In 2017, India was ranked at 51st position. Switzerland has continued to be at the top spot, with no Asian country or even the US in the top 10. While Switzerland retained its top position for the fifth consecutive year on the list, Denmark, Norway, Austria and the Netherlands were ranked second, third, fourth and fifth, respectively, in the survey titled as ‘IMD World Talent Ranking 2018’.

The rankings are based on three key factors — investment, appeal and readiness. The categories analyses a nation’s capabilities in areas like workplace training, education, and language skills. The indicators also include investment by the countries in nurturing local talents and how well it attracts and retains talent. The survey compiles inputs from more than 6,000 executives in 63 different countries.
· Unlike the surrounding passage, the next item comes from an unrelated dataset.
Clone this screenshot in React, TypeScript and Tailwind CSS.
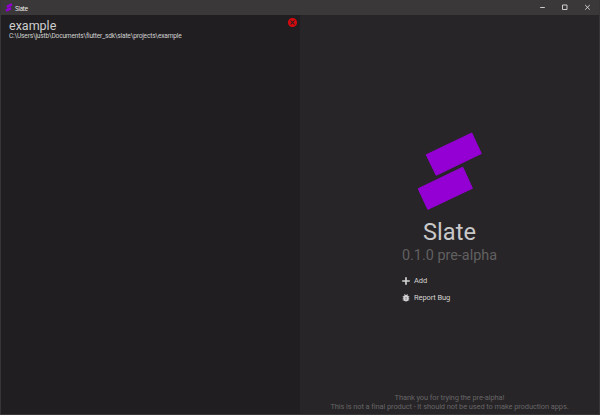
import React from "react";
import { MdCancel } from "react-icons/md";

function Logo({ className }: { className: string }) {
  return (
    <svg viewBox="0 0 66 80" className={className} fill="#9400d3" stroke="#9400d3" strokeWidth="1" strokeLinejoin="round">
      <path d="M54.8 2 64.3 22.6 19.2 44.3 9.2 23.8Z" />
      <path d="M45.8 36.2 55.4 57.3 10.8 78.4 1.2 57.7Z" />
    </svg>
  );
}

function TitleBar() {
  return (
    <header className="flex h-[15px] shrink-0 items-center bg-[#3a3839] pl-[4px] text-[#f0f0f0]">
      <Logo className="h-[9px] w-[8px]" />
      <span className="ml-[2px] pt-px font-['Open_Sans',sans-serif] text-[6.5px] leading-[15px] tracking-[-0.4px]">Slate</span>
      <svg viewBox="0 0 60 15" className="ml-auto h-[15px] w-[60px]" fill="none" stroke="#dedede" strokeWidth="0.9">
        <path d="M1.2 7.5H5.8M23.5 5h4.5v4.5h-4.5ZM46.2 5l4.6 4.6M50.8 5l-4.6 4.6" />
      </svg>
    </header>
  );
}

function ProjectList() {
  return (
    <section className="flex w-[299px] shrink-0 items-start justify-between bg-[#201e20] pr-[2px] pl-[8px]">
      <div className="pt-[4px]">
        <h2 className="text-[12.5px] leading-[14px] text-[#cececf]">example</h2>
        <p className="text-[6.6px] leading-[7px] tracking-[-0.19px] whitespace-nowrap text-[#d2d2d3]">
          C:\Users\justb\Documents\flutter_sdk\slate\projects\example
        </p>
      </div>
      <MdCancel className="mt-[2px] size-[11px] text-[#d00a0e]" />
    </section>
  );
}

function Welcome() {
  return (
    <section className="flex flex-1 flex-col items-center bg-[#272527]">
      <Logo className="mt-[116px] h-[80px] w-[66px]" />
      <h1 className="mt-[7px] text-[23.6px] leading-[28px] text-[#c9c8c9]">Slate</h1>
      <p className="mt-px text-[14.4px] leading-[17px] text-[#616061]">0.1.0 pre-alpha</p>
      <div className="mt-[8px] flex w-[97px] flex-col text-[7.5px] leading-[17px] tracking-[-0.1px] text-[#d3d2d3]">
        <button className="flex h-[17px] items-center gap-[3px]">
          <svg viewBox="0 0 10 10" className="size-[10px]" fill="none" stroke="currentColor" strokeWidth="1.7">
            <path d="M5 1.2v7.6M1.2 5h7.6" />
          </svg>
          Add
        </button>
        <button className="flex h-[17px] items-center gap-[3px]">
          <svg viewBox="0 0 10 10" className="size-[10px]" fill="currentColor">
            <rect x="2.4" y="2" width="5.2" height="6.4" rx="2.4" />
            <path d="M3.2 1.5 5 2.5 6.8 1.5M1.7 3.6h6.6M1.7 5.3h6.6M1.7 7h6.6" fill="none" stroke="currentColor" strokeWidth="0.8" />
            <path d="M4.2 4.6h1.6M4.2 6.1h1.6" stroke="#777577" strokeWidth="0.7" />
          </svg>
          Report Bug
        </button>
      </div>
      <footer className="mt-auto pb-[3px] text-center text-[7.5px] leading-[9px] tracking-[-0.11px] whitespace-nowrap text-[#666466]">
        <p>Thank you for trying the pre-alpha!</p>
        <p>This is not a final product - it should not be used to make production apps.</p>
      </footer>
    </section>
  );
}

export default function App() {
  return (
    <div className="flex h-[415px] w-[600px] flex-col overflow-hidden border border-t-0 border-[#373536] bg-[#272527] font-[Roboto,sans-serif]">
      <TitleBar />
      <main className="flex min-h-0 flex-1">
        <ProjectList />
        <Welcome />
      </main>
    </div>
  );
}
In Asia, Singapore got the top spot while being at 13th position globally, in the list of 63 nations in developing, attracting and retaining talent.

China, on the other hand, is ranked at 39th in the survey, possibly because of the difficulties it is facing in “attracting foreign skilled workers paired with a level of public expenditure in education that is below the average of other advanced economies”, the report showed.

Canada was the only non-European country in the top ten. On the other hand, among BRICS nations, Brazil was ranked 58th, while South Africa and Russia came at 50 and 46, respectively.

“Economies placed in the top-10 of the ranking generally share high levels of investments in public education and a high quality of life, which allow them both to develop local human capital and to attract highly-skilled professionals from abroad,” said Arturo Bris, director of the IMD World Competitiveness Center, IMD Business School, adding that “South East Asian economies, on average, perform well in tapping into the international talent pool, but they tend to lag behind in terms of public investments for the development of home grown talent”.

The IMD said it used “hard data and responses to the IMD Executive Opinion Survey” to produce the ranking.